La presidente del Consiglio ha poi allargato il discorso al ruolo internazionale dell’Italia, che – ha rivendicato – oggi è centrale, tutt’altro che isolato. «L’Italia non è la ruota di scorta di Francia e Germania. Siamo tornati ad essere protagonisti. Abbiamo riconquistato rispetto e credibilità, altro che isolamento», ha dichiarato con convinzione. Un’affermazione che trova riscontro anche nella ripresa del dialogo con il presidente francese Emmanuel Macron, con cui Meloni si è incontrata di recente a Roma per appianare le divergenze e rafforzare la cooperazione bilaterale. «Vedo più Macron che mia figlia», ha detto scherzando, «e solo questo mese abbiamo altri tre vertici internazionali in agenda».

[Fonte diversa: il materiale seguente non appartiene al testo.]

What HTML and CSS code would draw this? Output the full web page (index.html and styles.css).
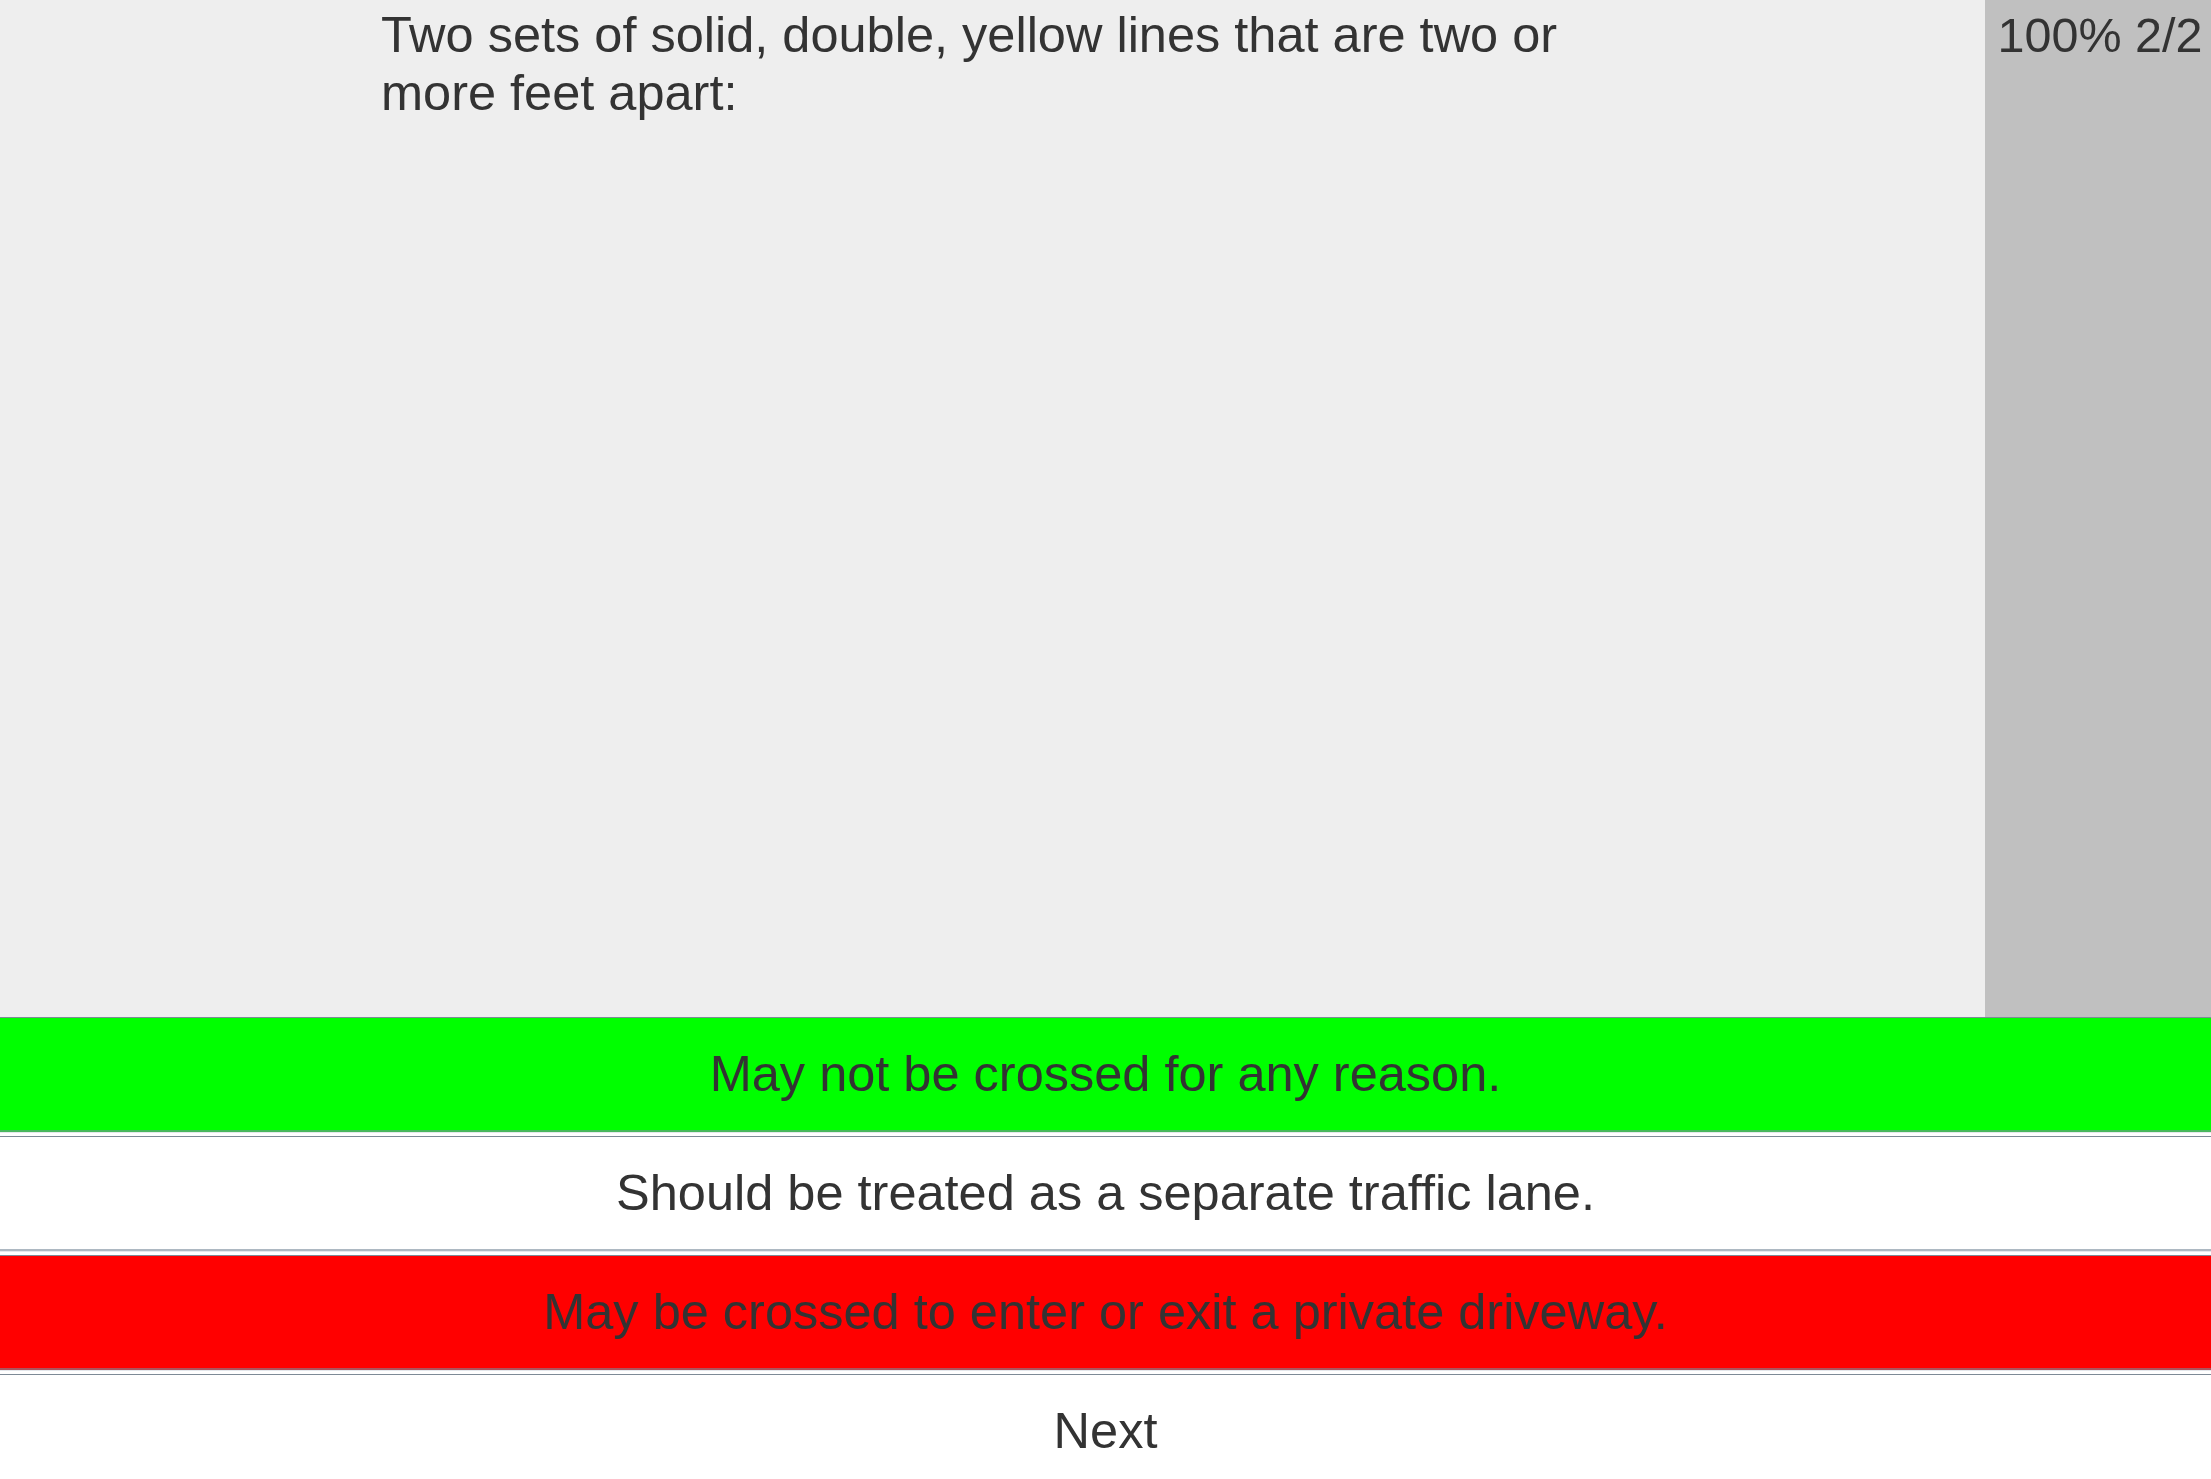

Sul fronte della guerra in Ucraina, Meloni ha espresso forte preoccupazione per l’evoluzione del conflitto. «I segnali di una pace possibile sono, purtroppo, ancora molto deboli. Non è da escludere che nei piani di espansione di Putin ci siano anche altri Paesi europei. Occorre restare vigili». E a proposito della crisi in Medio Oriente, ha ribadito la posizione italiana a favore della tutela dei civili a Gaza. «Serve uno stop per fermare le operazioni che colpiscono la popolazione. Israele ha diritto alla sicurezza, ma deve rispettare il diritto internazionale. Il cessate il fuoco è fondamentale, così come il rilascio degli ostaggi».
Nel corso del suo intervento, Meloni ha anche difeso la solidità del suo esecutivo, rivendicando la stabilità come un valore politico imprescindibile. «Questo è il governo della stabilità, ed è la riforma più importante che possiamo offrire al Paese. Andremo avanti fino a fine legislatura. Sono fiera del lavoro che stiamo facendo, e dei miei vicepremier. Non sono certo una maestra», ha aggiunto, con una battuta che ha suscitato l’approvazione del pubblico.
Toccando il tema della sicurezza, ha difeso il decreto recentemente approvato e auspicato misure ancora più incisive. «Ci vorrebbero altre norme. Ma intanto stiamo facendo ciò che serve». Poi uno sguardo all’economia, con un messaggio rassicurante: «Abbiamo appena concluso un’emissione di BTP da 17 miliardi e le richieste hanno superato i 210 miliardi. Questo vuol dire che i mercati ci considerano solidi. L’Italia è vista come un Paese affidabile».
Infine, un affondo anche sul mondo della cultura e del cinema, dove negli ultimi giorni sono esplose polemiche nei confronti del governo. «Qualcuno ci ha accusato di comportarci come un clan. Ma quanti attori di destra conoscete che lo dicono pubblicamente? Chi non è di sinistra spesso non dichiara le sue opinioni politiche perché teme di non lavorare. Le nostre norme non sono punitive, sono di buonsenso. Servono a impedire sprechi, non a fare liste di proscrizione».
E sul contenuto dei quesiti referendari, Meloni ha voluto soffermarsi su uno in particolare, il quinto, che riguarda la cittadinanza. «Sono contrarissima a dimezzare i tempi. La legge italiana attuale è ottima, non c’è alcun bisogno di cambiarla». In un intervento denso e articolato, la premier ha voluto delineare il profilo di un’Italia stabile, ascoltata e rispettata a livello internazionale. E sull’astensione ha mandato un messaggio chiaro: è un atto politico consapevole, non un tradimento della democrazia. Il referendum, più che un appuntamento tecnico, si conferma così un nuovo terreno di scontro politico tra maggioranza e opposizione.